No one doubts that Gottwald was a significant scholar. What is not to be missed amid his great learning, however, is that his tenacious life-long work is permeated with great moral passion. It is the passion he extended to the protesting students in Berkeley, but also to many other situations of injustice as well. He was a formidable voice in advocacy for feminism, and for native rights in the United States. This combination of erudition and social passion mark him as a presence among us of singular importance.

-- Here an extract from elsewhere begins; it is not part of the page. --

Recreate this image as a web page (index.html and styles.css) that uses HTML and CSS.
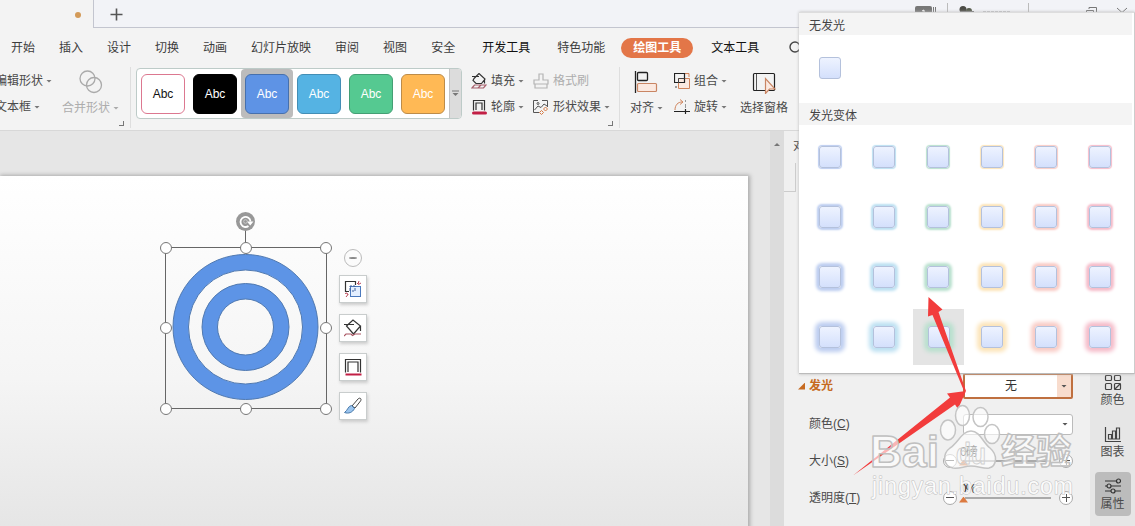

My purpose in writing this is to encourage pastors and church leaders who have lingered too long in old-fashioned historical criticism that they may have learned in seminary to do the work of study in the new directions of reading scripture with reference to economic matters. On the one hand, such work belongs properly to the faithful church. That the gospel pertains to economic matters is evident in many Torah provisions to which the prophets often made appeal. And clearly Jesus was eventually executed by the state because he voiced a dangerous critique of and alternative to the dominant system of his day. Thus the recovery of faithful interpretation of the Bible is urgent among us.
On the other hand, as our society grows more frightened and more repressive, there is almost no room in our society for the voicing of restorative justice, the kind initiated by the Lord of the Exodus. The church, in its faithful reading and faithful preaching, is one such urgent venue for truth-telling that is now so needed among us. That truth-telling concerns the expose of our predatory economic system that produces and sustains poverty via cheap labor; it also concerns the articulation of an alternative of “the way, the truth, and the life” that will yield neighborly abundance. As long as the church (and its pastors) is in unthinking collusion with dominant economic assumptions, this hard and transformative truth is not likely to be spoken aloud.
And how are they to believe in one of whom they have never heard? And how are they to hear without someone to proclaim him? And how are they to proclaim him unless they are sent? As it is written, “How beautiful are the feet of those who bring good news!” (Romans 10:14-15).
Gottwald understood that this is a time for “beautiful feet.” His breathtaking book and his long refinement of it attest to a life that continues to matter to the rest of us—a good and faithful servant of the revolution and the God of the revolution!